How to find the remainder $x^y\bmod z$ quickly?

Question

I am searching for any rule to find the remainder $x^y\bmod z$ where $x,y,z$ are positive integer.

Is there any rule to quickly find this remainder (without computing $x^y$)?

Answer 1

You can use Euler's theorem: $x^{\phi(z)} \equiv 1 \pmod z$ (assuming $x, z$ are coprime).

This means you can reduce $x^y \mod z = (x \mod z)^{y \mod \phi(z)}$.

Besides this, there's not much that can be said without knowing more about $x,y,z$.

Answer 2

Yes, there is.

As you ask about remainder, I guess we can assume that $x,y,z$ are positive integers. Then, what you are looking for is most probably the Euler-Fermat theorem, which states that $$x^{\varphi(z)}\equiv 1 \pmod{z}$$ if $x$ is coprime to $z$. Here $A\equiv B \pmod{z}$ means that $A$ and $B$ are congruent modulo $z$, i.e. they give the same remainder, that is, $z\,|\,A-B$. And, $\ \varphi(z)$ is the number of positive coprimes to $z$ which are less than $z$.

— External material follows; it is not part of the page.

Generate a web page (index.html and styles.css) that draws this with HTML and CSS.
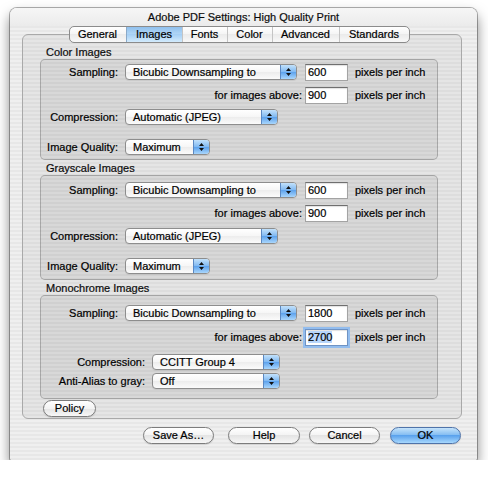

An important property of giving the same remainder is that it preserves addition and multiplication, in particular, if $x$ gives remainder $d$ modulo $z$, then $x\equiv d$ and we also have $x^y\equiv d^y\pmod{z}$.

Now, (supposing $x$ is coprime to $z$) you have to take the remainder of $y$ modulo $\varphi(z)$, say $y\equiv b\pmod{\varphi(z)}$, then we have $$x^y\equiv d^y\equiv d^b \pmod{z} \,.$$ In case, $\gcd(x,z)\ne 1$, we might have to find the factors of $z$ and find the remainders w.r.t. these factors, and then use the Chinese remainder theorem to glue the remainders together to get something modulo $z$.